→ **TASK TO CARRY OUT**
Filter the listing below, copying every line in which the word "styles" appears.

→ **DATA FOR PROCESSING**
——————

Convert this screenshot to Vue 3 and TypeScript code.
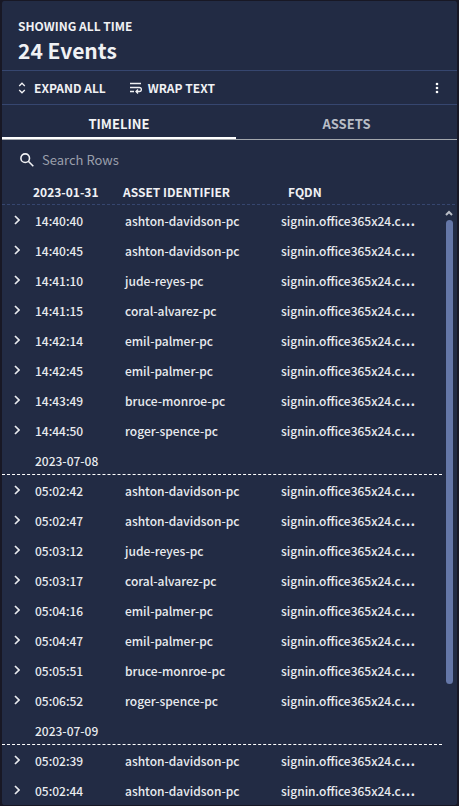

——————

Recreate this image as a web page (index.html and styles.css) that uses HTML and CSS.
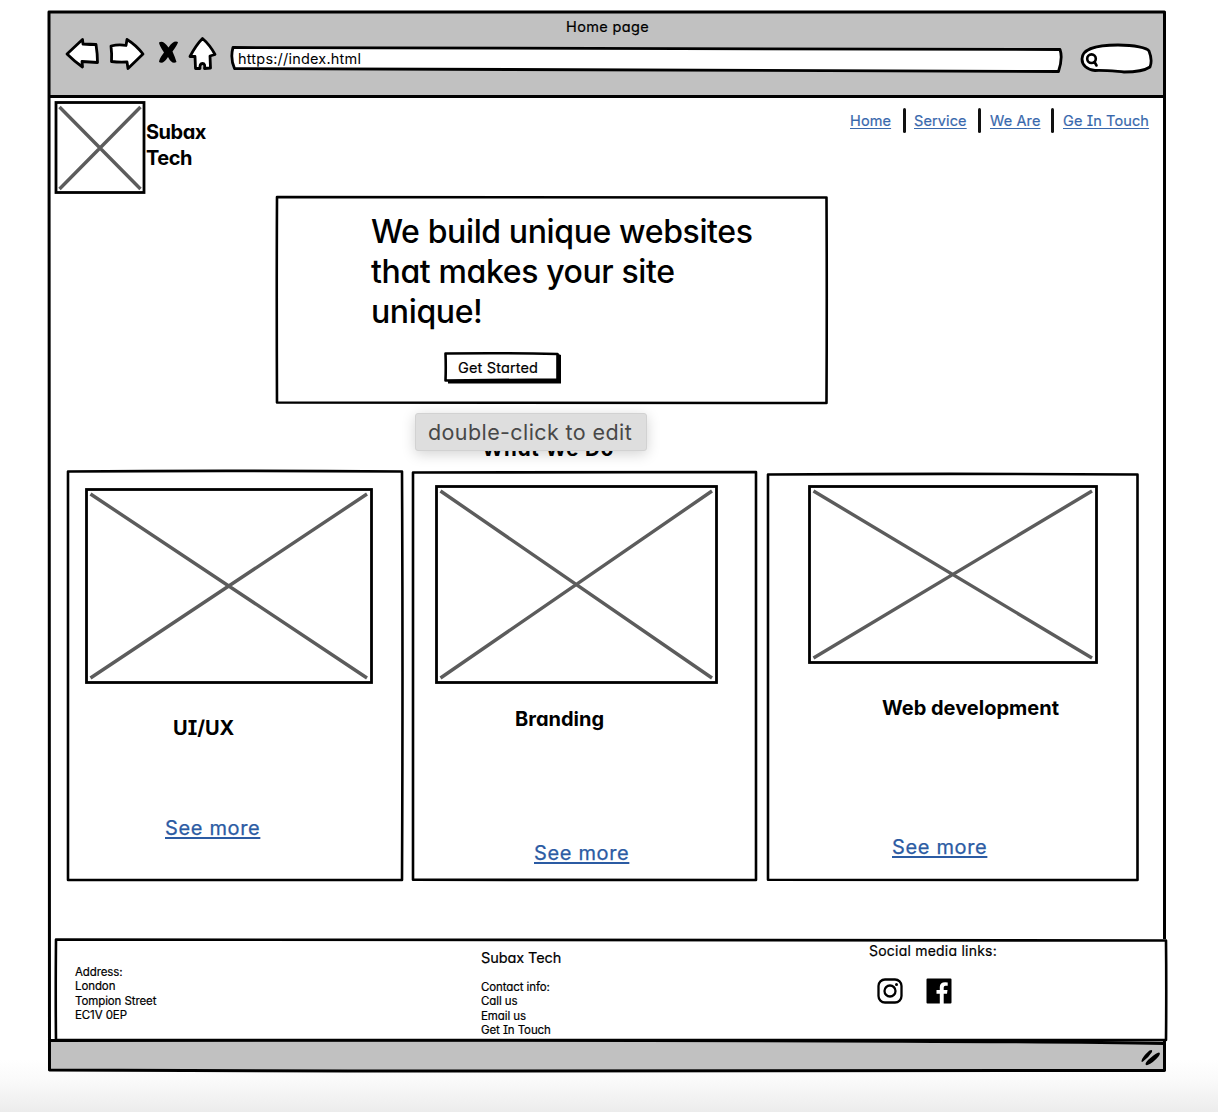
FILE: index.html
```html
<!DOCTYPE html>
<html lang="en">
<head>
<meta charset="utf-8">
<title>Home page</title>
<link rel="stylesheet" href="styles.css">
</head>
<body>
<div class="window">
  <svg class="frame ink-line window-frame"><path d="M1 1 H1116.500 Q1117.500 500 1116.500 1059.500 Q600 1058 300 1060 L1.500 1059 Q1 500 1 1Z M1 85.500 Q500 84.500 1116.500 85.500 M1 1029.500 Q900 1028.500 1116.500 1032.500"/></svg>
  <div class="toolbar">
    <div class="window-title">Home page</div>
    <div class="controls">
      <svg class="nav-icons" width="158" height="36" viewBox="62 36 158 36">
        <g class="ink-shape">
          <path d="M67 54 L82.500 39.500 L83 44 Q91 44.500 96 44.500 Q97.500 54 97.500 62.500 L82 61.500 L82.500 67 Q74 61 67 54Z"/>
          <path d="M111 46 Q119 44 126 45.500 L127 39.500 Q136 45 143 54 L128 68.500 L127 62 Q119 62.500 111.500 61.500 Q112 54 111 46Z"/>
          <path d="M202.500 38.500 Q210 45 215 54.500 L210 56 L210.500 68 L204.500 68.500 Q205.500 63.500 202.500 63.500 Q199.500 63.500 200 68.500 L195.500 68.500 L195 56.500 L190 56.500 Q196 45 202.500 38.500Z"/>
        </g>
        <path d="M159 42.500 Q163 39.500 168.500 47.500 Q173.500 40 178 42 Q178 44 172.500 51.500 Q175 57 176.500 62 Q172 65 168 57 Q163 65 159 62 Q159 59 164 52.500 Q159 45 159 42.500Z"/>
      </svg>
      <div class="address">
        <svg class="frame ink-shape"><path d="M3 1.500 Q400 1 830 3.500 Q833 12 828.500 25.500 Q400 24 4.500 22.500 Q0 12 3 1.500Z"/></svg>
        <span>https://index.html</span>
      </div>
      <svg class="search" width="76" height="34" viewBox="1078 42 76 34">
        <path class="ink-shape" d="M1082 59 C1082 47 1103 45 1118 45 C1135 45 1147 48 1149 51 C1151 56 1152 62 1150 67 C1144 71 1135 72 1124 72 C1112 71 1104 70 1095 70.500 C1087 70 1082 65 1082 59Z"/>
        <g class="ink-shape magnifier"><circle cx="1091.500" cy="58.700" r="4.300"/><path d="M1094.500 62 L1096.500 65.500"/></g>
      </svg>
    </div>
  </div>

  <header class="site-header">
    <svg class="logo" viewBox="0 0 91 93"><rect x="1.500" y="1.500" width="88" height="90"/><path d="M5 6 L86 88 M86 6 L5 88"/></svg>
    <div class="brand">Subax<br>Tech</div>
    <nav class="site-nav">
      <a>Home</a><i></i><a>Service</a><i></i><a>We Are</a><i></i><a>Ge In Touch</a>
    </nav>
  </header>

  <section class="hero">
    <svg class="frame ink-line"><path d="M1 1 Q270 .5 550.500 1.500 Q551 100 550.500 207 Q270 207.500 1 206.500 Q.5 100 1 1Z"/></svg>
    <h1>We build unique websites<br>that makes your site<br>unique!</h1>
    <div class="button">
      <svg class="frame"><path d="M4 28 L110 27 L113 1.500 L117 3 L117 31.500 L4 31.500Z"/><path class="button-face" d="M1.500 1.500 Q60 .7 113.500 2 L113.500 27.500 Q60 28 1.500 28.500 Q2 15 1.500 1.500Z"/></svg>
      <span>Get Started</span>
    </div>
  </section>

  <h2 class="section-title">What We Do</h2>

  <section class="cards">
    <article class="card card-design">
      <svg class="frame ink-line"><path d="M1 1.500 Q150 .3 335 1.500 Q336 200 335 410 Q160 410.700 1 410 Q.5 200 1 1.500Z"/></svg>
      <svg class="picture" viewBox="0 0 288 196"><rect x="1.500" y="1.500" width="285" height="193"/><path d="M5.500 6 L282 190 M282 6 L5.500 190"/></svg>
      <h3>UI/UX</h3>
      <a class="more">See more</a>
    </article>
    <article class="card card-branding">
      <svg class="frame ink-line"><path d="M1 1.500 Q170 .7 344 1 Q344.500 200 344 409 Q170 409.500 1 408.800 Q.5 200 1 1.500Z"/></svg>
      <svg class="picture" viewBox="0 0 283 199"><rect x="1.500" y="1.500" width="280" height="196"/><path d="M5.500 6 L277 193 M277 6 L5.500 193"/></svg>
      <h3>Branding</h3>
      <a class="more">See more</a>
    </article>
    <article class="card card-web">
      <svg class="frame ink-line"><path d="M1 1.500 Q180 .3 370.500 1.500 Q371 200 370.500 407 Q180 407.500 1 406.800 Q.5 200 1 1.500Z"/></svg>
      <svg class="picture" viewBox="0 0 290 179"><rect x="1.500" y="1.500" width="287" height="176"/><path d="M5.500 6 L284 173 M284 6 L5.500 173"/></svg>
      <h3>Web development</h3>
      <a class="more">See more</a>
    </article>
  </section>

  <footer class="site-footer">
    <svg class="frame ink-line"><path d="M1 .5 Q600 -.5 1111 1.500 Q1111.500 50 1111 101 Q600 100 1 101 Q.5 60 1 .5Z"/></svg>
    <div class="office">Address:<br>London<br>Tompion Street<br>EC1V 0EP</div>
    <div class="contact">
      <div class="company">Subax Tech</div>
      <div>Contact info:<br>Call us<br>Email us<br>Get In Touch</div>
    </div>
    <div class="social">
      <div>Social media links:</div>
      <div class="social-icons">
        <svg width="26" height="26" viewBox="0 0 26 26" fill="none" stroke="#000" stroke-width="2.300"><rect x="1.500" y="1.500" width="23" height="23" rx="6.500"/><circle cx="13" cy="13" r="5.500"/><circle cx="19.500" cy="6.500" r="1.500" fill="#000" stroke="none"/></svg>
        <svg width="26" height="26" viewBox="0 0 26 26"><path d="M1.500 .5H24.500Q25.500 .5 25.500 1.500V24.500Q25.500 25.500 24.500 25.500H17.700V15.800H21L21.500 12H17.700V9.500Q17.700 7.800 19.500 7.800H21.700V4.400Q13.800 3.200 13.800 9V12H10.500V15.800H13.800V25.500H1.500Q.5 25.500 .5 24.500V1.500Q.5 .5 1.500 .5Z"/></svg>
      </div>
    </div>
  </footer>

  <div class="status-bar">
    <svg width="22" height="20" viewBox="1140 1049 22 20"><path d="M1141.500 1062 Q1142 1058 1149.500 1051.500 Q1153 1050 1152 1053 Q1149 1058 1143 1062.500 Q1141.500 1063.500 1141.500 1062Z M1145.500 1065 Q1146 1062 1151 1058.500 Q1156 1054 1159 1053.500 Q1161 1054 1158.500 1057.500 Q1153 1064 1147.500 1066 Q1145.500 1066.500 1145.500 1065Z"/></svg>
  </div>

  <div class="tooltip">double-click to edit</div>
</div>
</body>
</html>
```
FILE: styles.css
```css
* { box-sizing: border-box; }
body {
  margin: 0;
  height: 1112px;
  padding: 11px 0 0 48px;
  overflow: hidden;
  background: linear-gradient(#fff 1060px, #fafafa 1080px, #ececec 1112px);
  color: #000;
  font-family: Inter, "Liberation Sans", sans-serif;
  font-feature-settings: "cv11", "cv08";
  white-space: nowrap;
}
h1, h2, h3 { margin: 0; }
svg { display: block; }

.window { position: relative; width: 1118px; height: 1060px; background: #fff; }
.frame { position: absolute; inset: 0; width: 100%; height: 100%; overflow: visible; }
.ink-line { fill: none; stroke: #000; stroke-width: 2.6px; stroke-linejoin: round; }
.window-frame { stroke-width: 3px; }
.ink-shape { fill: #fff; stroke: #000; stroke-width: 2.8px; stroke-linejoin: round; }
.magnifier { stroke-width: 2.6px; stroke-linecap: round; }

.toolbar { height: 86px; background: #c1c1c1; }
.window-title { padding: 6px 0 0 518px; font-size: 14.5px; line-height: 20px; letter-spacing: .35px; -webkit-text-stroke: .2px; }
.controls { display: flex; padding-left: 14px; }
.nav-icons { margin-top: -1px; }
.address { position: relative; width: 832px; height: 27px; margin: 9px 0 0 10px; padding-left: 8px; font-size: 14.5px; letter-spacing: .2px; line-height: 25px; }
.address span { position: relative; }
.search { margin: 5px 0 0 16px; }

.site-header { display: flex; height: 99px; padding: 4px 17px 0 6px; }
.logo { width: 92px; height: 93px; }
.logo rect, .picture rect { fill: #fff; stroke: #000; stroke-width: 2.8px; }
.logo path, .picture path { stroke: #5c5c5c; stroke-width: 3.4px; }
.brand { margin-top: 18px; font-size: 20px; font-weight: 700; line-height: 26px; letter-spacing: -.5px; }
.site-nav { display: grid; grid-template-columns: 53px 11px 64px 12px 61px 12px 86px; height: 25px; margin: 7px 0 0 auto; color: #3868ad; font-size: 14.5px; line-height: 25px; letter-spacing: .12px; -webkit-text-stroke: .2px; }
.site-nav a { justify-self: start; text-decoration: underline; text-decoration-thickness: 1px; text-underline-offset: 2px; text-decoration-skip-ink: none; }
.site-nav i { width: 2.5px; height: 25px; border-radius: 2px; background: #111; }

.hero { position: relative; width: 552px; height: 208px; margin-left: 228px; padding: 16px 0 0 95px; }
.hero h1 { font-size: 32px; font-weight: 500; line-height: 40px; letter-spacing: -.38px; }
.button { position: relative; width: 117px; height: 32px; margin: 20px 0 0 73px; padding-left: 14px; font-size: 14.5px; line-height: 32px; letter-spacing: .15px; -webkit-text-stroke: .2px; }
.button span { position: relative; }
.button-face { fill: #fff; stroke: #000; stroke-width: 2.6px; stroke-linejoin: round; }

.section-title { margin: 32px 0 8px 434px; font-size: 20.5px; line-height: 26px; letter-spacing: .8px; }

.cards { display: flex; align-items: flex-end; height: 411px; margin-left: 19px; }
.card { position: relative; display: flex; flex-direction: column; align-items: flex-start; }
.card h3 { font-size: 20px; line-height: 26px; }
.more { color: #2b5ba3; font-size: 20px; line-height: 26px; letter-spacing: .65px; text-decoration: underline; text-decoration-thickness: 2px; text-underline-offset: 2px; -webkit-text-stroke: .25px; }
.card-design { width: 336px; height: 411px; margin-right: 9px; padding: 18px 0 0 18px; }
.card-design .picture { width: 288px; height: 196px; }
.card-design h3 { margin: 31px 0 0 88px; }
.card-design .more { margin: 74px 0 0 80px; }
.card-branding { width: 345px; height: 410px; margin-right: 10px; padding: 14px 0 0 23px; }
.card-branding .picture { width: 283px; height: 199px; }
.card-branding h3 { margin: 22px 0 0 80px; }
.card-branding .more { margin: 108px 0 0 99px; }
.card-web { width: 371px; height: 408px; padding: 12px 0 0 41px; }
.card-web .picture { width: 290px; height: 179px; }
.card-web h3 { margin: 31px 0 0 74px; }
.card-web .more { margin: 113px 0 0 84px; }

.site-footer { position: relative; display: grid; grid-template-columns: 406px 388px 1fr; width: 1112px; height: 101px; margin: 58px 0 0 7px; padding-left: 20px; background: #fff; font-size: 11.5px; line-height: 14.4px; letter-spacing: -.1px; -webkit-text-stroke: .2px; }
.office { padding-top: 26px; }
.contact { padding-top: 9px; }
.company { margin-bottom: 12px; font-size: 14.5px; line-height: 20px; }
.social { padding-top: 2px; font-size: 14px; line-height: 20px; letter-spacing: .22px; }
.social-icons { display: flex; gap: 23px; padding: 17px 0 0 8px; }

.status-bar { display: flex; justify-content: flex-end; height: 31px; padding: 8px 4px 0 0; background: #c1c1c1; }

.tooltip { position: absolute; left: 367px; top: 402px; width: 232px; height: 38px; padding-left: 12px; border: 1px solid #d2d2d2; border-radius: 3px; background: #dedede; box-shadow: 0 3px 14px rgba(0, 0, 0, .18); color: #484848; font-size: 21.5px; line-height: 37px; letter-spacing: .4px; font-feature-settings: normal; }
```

——————

→ **OUTPUT**
Recreate this image as a web page (index.html and styles.css) that uses HTML and CSS.
<link rel="stylesheet" href="styles.css">
FILE: styles.css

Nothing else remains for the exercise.